Don’t select a turret head by catalog station count alone. First gather real shop data for recent months: part lists, operations per part, diameters, machining lengths and typical batch sizes. Without this the decision is almost always too optimistic.

Then take the most complex part and allocate tools to stations for it. See which stations are taken by turning tools, where a driven unit is needed, how many spots are consumed by drills and boring bars, and whether neighbor space remains.

Compare not just one but two configurations: for example, a smaller-station head with simple tooling versus a variant with station reserve and driven tooling. Count not only machine price but setup time between batches, total tooling cost, spare station availability for urgent orders and the possibility of avoiding a second setup.

At this stage it becomes clear where apparent savings are false. Sometimes a pricier configuration pays off simply because the operator doesn’t spend 20–30 minutes swapping holders between small batches.

If you’re selecting a CNC lathe for a shop in Kazakhstan or other CIS countries, you can discuss this analysis with EAST CNC. The company supplies machines, helps with selection, provides commissioning and service. For the conversation prepare a parts list, operations and desired shift output — then the decision will be based on facts, not guesses.

FAQ

How many turret stations are needed for a mixed part mix?

For a shop producing varied bushings, shafts, flanges and small housings, people usually look at 12 stations or more. That reserve helps keep the working toolset in the turret and reduces touching tooling between batches. If most of your parts are simple and don’t require drilling or threading, 8–10 stations can be sufficient. Still, it’s better to calculate based on the most operation-heavy part, not the simplest one.

When are 8 stations no longer enough?

The issue appears when the operator must decide which tool to remove before a new batch. If one part fits and another doesn’t have room for a drill, boring bar, thread tool or cutoff, then 8 stations aren’t enough. This hits hardest on short runs: every swap eats minutes that add up to hours by the end of a shift.

Does everyone need driven tooling?

No — not for everyone. If the shop mainly turns simple rotational parts without transverse drilling, milling or tapping in one setup, a driven unit often sits idle.

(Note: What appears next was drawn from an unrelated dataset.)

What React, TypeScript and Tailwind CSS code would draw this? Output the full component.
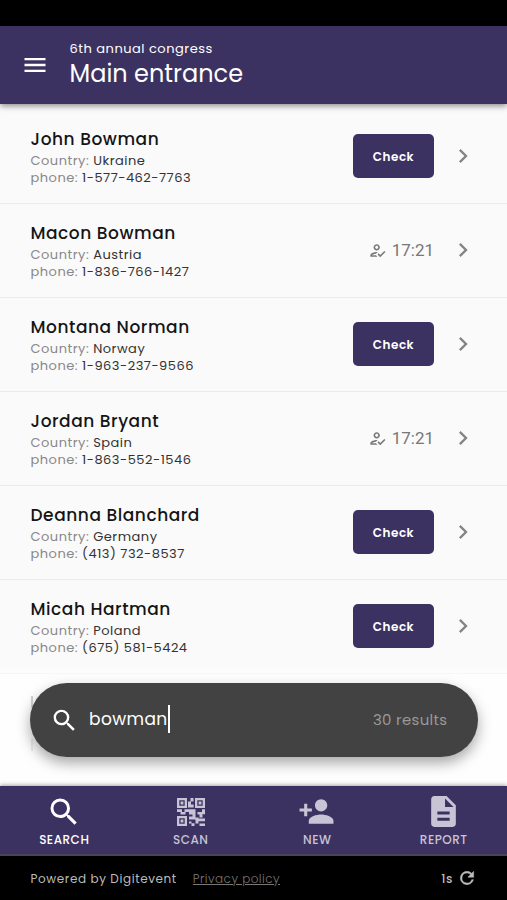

Driven tooling is useful where you want to avoid a secondary setup or a second machine, letting more operations be done in a single clamping.

How can I tell if driven tooling will pay off?

Look at the current part route. If after turning the operator takes the part to a drill or milling machine, calculate the time for transfer, waiting and the second setup. If driven tooling removes those steps for frequent orders, it usually pays off. If such operations are rare, the extra cost won’t bring noticeable benefit.

Why do holders affect setup time so much?

Because holders determine the real setup time. A common, well-designed holder allows you to remove and re-mount a block with predictable positioning, so the operator performs a quick check instead of lengthy adjustments. If blocks are rare, expensive or hard to source, the shop ends up spending time finding and adjusting tooling instead of cutting metal.

Should I buy a turret with a large station reserve?

No — buying the largest possible turret without calculation isn’t wise. A bigger turret costs more, adds mass to the assembly and can slow indexing, which is felt on short cycles. A sensible rule: the full working toolset fits without compromises and 1–2 spare stations remain. That reserve is usually enough for practical work.

Which part should I use to size the configuration: the average or the most complex?

Count by the most complex part in your assortment. That part will reveal whether there’s enough room for turning, drilling, boring, threading, spares and driven units. The average part almost always looks fine and gives a false sense of sufficiency; the complex order is what reveals real needs.

Why keep 1–2 spare stations?

Spare stations aren’t decorative. They save you when an urgent part arrives, when a finishing tool needs a spare because of wear, or when a second drill diameter is required. Without that reserve the operator begins removing active tools from the turret — and that’s how extra stoppages between batches start.

What do people most often overlook before ordering?

People often forget checking for dimensional interference. On paper everything fits, but in real assembly a long boring bar or a bulky block hits neighboring positions. Another common miss is underestimating the cost of the complete tooling set. The machine can look like a bargain, but the shop then spends money and time sourcing missing holders, blocks and adapters.

How can I quickly check if a configuration suits my shop?

Collect recent orders and take the most complex part. Lay out every tool it needs and mark where a drive is required, where long blocks interfere and how many stations remain free. Then compare two configurations not only by price but also by setup time. If the more expensive option removes 15–20 minutes per batch, it often pays off within normal operations.